According to Rule 20(1) EUTMIR (in the version in force at the time of commencement of the adversarial part), if until expiry of the period referred to in Rule 19(1) EUTMIR (in the version in force at the time of commencement of the adversarial part), the opposing party has not proven the existence, validity and scope of protection of its earlier mark or earlier right, as well as its entitlement to file the opposition, the opposition will be rejected as unfounded.

The opposition must therefore be rejected as unfounded.

COSTS

According to Article 109(1) EUTMR, the losing party in opposition proceedings must bear the fees and costs incurred by the other party.

Since the opponent is the losing party, it must bear the costs incurred by the holder in the course of these proceedings.

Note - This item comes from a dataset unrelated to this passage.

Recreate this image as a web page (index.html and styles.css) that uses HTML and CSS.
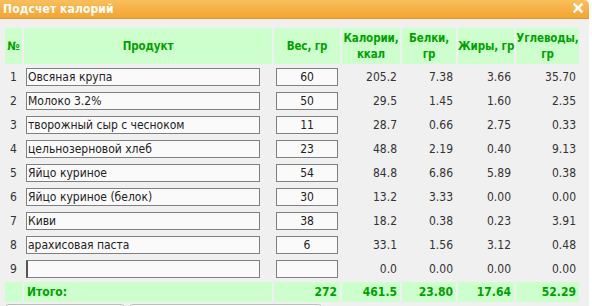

According to Article 109(7) EUTMR and Article 18(1)(c)(i) EUTMIR (former Rule 94(3) and Rule 94(7)(d)(ii) EUTMIR, in force before 01/10/2017), the costs to be paid to the holder are the costs of representation, which are to be fixed on the basis of the maximum rate set therein. In the present case, the holder did not appoint a professional representative within the meaning of Article 120 EUTMR and therefore did not incur representation costs.

The Opposition Division

Riccardo RAPONI

Helen Louise MOSBACK

Lucinda CARNEY

According to Article 67 EUTMR, any party adversely affected by this decision has a right to appeal against this decision. According to Article 68 EUTMR, notice of appeal must be filed in writing at the Office within two months of the date of notification of this decision. It must be filed in the language of the proceedings in which the decision subject to appeal was taken. Furthermore, a written statement of the grounds for appeal must be filed within four months of the same date. The notice of appeal will be deemed to have been filed only when the appeal fee of EUR 720 has been paid.